Problems with eating and nutrition are common among patients with inflammatory bowel disease (IBD) and other gastrointestinal disorders, but clinicians who treat them should be careful not to automatically assume that patients have eating disorders, according to a psychologist who specializes in the psychological and social aspects of chronic digestive diseases.
On the other hand, clinicians must also be aware of the possibility that patients could have a recently identified syndrome cluster called avoidant restrictive food intake disorder (ARFID), said Tiffany Taft, PsyD, a research associate professor of medicine (gastroenterology and hepatology), medical social sciences, and psychiatry and behavioral sciences at Northwestern University, Chicago. In a recent, she and her colleagues defined ARFID as “failure to meet one’s nutritional needs owing to sensory hypersensitivity, lack of interest in eating, or fear of aversive consequences from eating, and is associated with negative medical and psychosocial outcomes.”
ARFID “is a hot topic that we really don’t understand,” she said in an online presentation at the annual Crohn’s & Colitis Congress®, a partnership of the Crohn’s & Colitis Foundation and the American Gastroenterological Association.
Nutritional deficiencies are common among patients with IBD, “and nutritional deficiencies themselves can lead to symptoms or side effects that can cause people to eat less,” she said.
“As our vitamin B12 goes down, our cognitive functioning starts to decline, and we might not be making clear decisions in how we’re deciding what to eat, when to eat, if we should be eating at all – just something to think about in your patients who have nutritional deficiencies,” she told the audience.
Other common nutritional deficiencies that can affect eating and food choice among patients with IBD include low folate (B9) levels associated with sore tongue and weight loss, low iron levels leading to nausea and loss of appetite, and zinc deficiency leading to loss of appetite and alterations in taste and/or smell, she said.
Newly recognized in GI
She noted that “ARFID actually originates in the pediatric psychiatric literature, mostly in children with sensory issues [such as] autism spectrum disorder, so this is not a construct that started in digestive disease, but has been adapted and applied to patients with digestive disease, including IBD.”
The DSM-5 lists four criteria for ARFID: significant weight loss, significant nutritional deficiency, dependence on enteral nutrition or oral supplements, and marked interference with psychosocial functions.

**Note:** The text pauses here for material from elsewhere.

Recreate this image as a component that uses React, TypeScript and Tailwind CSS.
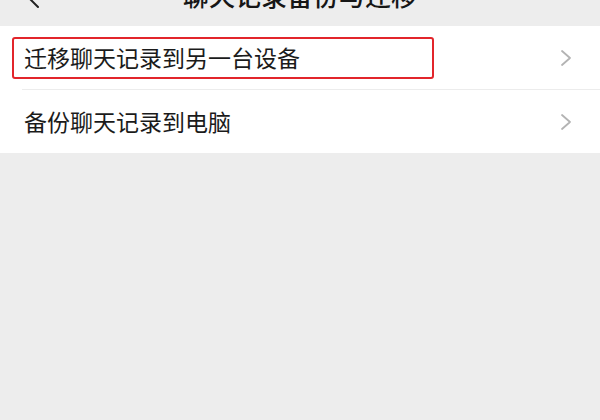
import React from 'react';

const font = { fontFamily: '"Noto Sans CJK SC", "Noto Sans", sans-serif' };

const Chevron: React.FC = () => (
    <svg width="14" height="20" viewBox="0 0 14 20" fill="none" className="shrink-0">
        <path d="M3 3 L11 10 L3 17" stroke="#b3b3b3" strokeWidth="1.8" strokeLinecap="round" strokeLinejoin="round" />
    </svg>
);

interface RowProps {
    label: string;
    highlighted?: boolean;
}

const Row: React.FC<RowProps> = ({ label, highlighted }) => (
    <div className="h-[63px] flex items-center justify-between pl-3 pr-[27px]">
        <div
            className={
                highlighted
                    ? 'w-[422px] h-[42px] flex items-center pl-[10px] border-2 border-[#e2252b] rounded-[3px]'
                    : 'w-[422px] h-[42px] flex items-center pl-[10px] border-2 border-transparent'
            }
        >
            <span className="text-[23px] text-[#1b1b1b] leading-none whitespace-nowrap">{label}</span>
        </div>
        <Chevron />
    </div>
);

export default function App() {
    return (
        <div className="w-[600px] h-[420px] bg-[#ededed] overflow-hidden" style={font}>
            {/* header, top cut off */}
            <div className="h-[26px] relative overflow-hidden bg-[#ededed]">
                <div className="h-[60px] -mt-[35px] flex items-center justify-center relative">
                    <svg width="16" height="28" viewBox="0 0 16 28" fill="none" className="absolute left-[24px]">
                        <path d="M14 2 L2 14 L14 26" stroke="#222" strokeWidth="2" strokeLinecap="round" strokeLinejoin="round" />
                    </svg>
                    <span className="text-[26px] font-medium text-[#161616] leading-none">聊天记录备份与迁移</span>
                </div>
            </div>

            <div className="bg-white">
                <Row label="迁移聊天记录到另一台设备" highlighted />
                <div className="ml-[22px] h-px bg-[#ececec]" />
                <Row label="备份聊天记录到电脑" />
            </div>
        </div>
    );
}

Helen Burton Murray, PhD, director of the gastrointestinal behavioral health program in the Center for Neurointestinal Health at Massachusetts General Hospital, Boston, who is familiar with Dr. Taft’s work, said in an interview that inclusion of ARFID in DSM-5 has put a name to a syndrome or symptom cluster that in all likelihood already existed.
However, “the jury is still out about whether, if we do diagnose patients who have digestive diseases with ARFID, that then helps them get to a treatment that improves their relationship with food and improves nutritional issues that may have occurred as a result of a restricted food intake,” she said.
“We don’t know yet if the diagnosis will actually improve things. In our clinical practice, anecdotally, it has, both for patients with IBDs and for patients with other GI conditions, particularly GI functional motility disorders. We’re a little bit more confident about making the diagnosis of ARFID in GI functional motility disorders than we are in IBD of course,” she said.